Rig Veda, ta'ntra, nUl, and sUtra

thompson at jlc.net thompson at jlc.net
Fri Apr 11 01:27:00 UTC 1997

I have to confess that I have only the crudest understanding of how weaving
works, so in looking over BAU 3.6, I was intrigued by Patrick Olivelle's
conclusion that the "third term" upon which the weaving takes place must be
the warp, and also his assertion that "this meaning also makes sense
because the warp is the fixed and permanent element, while the woof
represents movement and change."

Is it reasonable to assume that the Skt. term that Patrick has in mind is
ta'ntu, and that the RV phrase Rta'sya ta'ntu stands behind this BAU
passage?  I am aware that in the next BrAhmaNa [BAU 3.7] use is made of the
term sUtra instead, but the metaphor there seems to be that of a string of
beads, as Patrick suggests.  On the other hand, the "ota and prota" theme
returns in BAU 3.8, along with the term brahmodya.  It may seem far-fetched
to some of you, but I think that there is a significant link between the
"to and fro" of the weft and the "to and fro" of the brahmodya [about which
see my forthcoming article in JAOS 117.1].

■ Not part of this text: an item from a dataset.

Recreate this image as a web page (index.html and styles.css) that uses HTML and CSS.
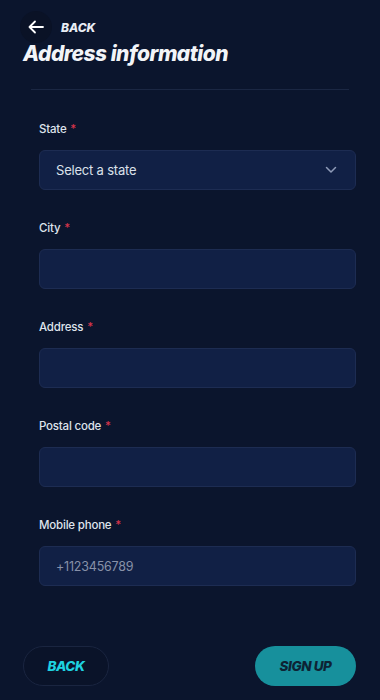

The term ta'ntu is typically glossed as "thread" ["Faden"] or "warp"
["Aufzug"]  [see in particular, Grassmann, Geldner, Renou]. I have always
been struck by the ambiguity of such glosses.  But having reviewed its use
in the RV in light of this recent discussion [and a brief scan of
Elizabeth Barber's book *Women's Work: The First 20,000 Years*, 1994, W. W.
Norton; she is both an Indo- Europeanist and a specialist in textile
history], I think I see better now what is meant by the term ta'ntu.  A
striking feature of the RV passages in which the term occurs is the *very*
frequent association of ta'ntu with forms of its cognate verb tan-.  What
such collocations show, it seems to me, is that ta'ntu as string or thread
refers to thread *stretched taut* [tata'], precisely like the threads of a
warp.  Besides the association with Rta' and yajJa' already mentioned,
ta'ntu is also twice associated with the Vedic poet, kavi'
[kave'H...ta'ntu... at 10.5.3, cf. also 159.4]. So the metaphorical concept
"thread or warp of speech" seen at RV 6.9 and 10.71 is well attested
elsewhere in the RV.

Of course the taut threads of a warp [ta'ntu tata'] imply a framework or
loom, without which there is no warp [as Barber, with her first-hand
knowledge of the art, attests].  But the Vedic word for "loom" -- ve'man?
or is this "yarn'? -- isn't even attested in the RV.  Perhaps someone can
identify the [or a] Vedic term for "loom" for me....  Might the term ta'ntu
also suggest "loom", in particular as framework for weaving?

My over-arching concern is this: there is a well-known motif, in the
proto-philosophy of Vedic, of asserting a "network" [ta'ntu"] of
correspondances [bandhus] between the Vedic macrocosm and the microcosm.
It seems to me that the vocabulary of weaving has played a significant role
in this philosophy.  Does anyone have further insight into this central
Vedic motif?

By the way, the IE vocabulary for weaving [cf. IE cognates of ve-] is
discussed at length in Ruediger Schmitt's thorough *Dichtung und
Dichtersprache in Indogermanischer Zeit*, as well as the anthology edited
by him, *Indogermanische Dichtersprache*. There is thus a strong
presumption, it seems to me, that the Vedic metaphor is an IE inheritance.